You need LibNFS from Ronnie Sahlberg available at:
     git://github.com/sahlberg/libnfs.git
for this to work.

During configure it is automatically probed for libnfs and support
is enabled on-the-fly. You can forbid or enforce libnfs support
with --disable-libnfs or --enable-libnfs respectively.

Due to NFS restrictions you might need to execute your binaries
as root, allow them to open priviledged ports (<1024) or specify
insecure option on the NFS server.


What are the error messages like, if no privilege. Is root always required
for this to work?

NFS servers often default to only allow client connections that
originates from a system port.
I know three different ways to solve this:

1, Run QEMU as root, which allows libnfs to bind to a system port.
This is probably suboptimal since I guess most people would want to
avoid running qemu as root if they can avoid it.

2, Change the NFS server to allow connections from nonsystem ports. On
linux NFS servers this is done by adding
"insecure" as the export option in /etc/exports.
This may be preferable to option 1 (since secure/insecure does not
really add much security in the first place).

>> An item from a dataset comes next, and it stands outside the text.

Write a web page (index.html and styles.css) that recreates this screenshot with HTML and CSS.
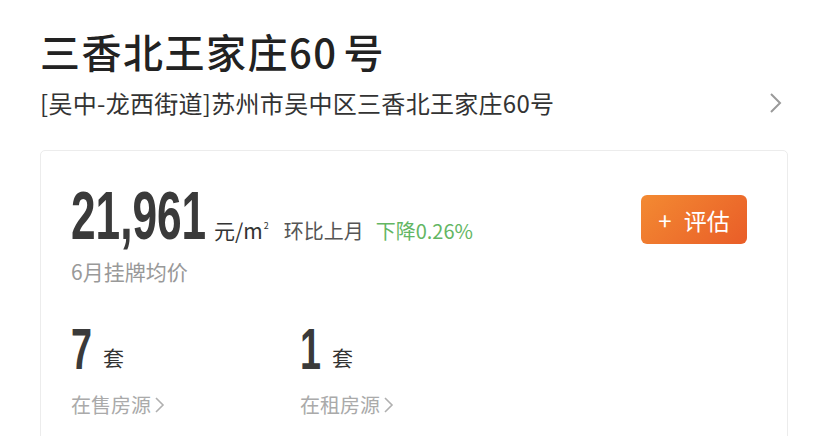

3, Assign the capability to qemu to bind to system ports when running
as non-root user.
This is probably the most attractive option of the three.
You can still run qemu as non-root  and you dont have to change the
security mode on the NFS server.
It is highly non-portable though and only work on platforms that
provide capabilities.
On linux you add this capability using :
sudo setcap 'cap_net_bind_service=+ep' /path/to/executable



Thank you very much for elaboration, Ronnie. It's clear to me now and hopefully this can help users with their setup too.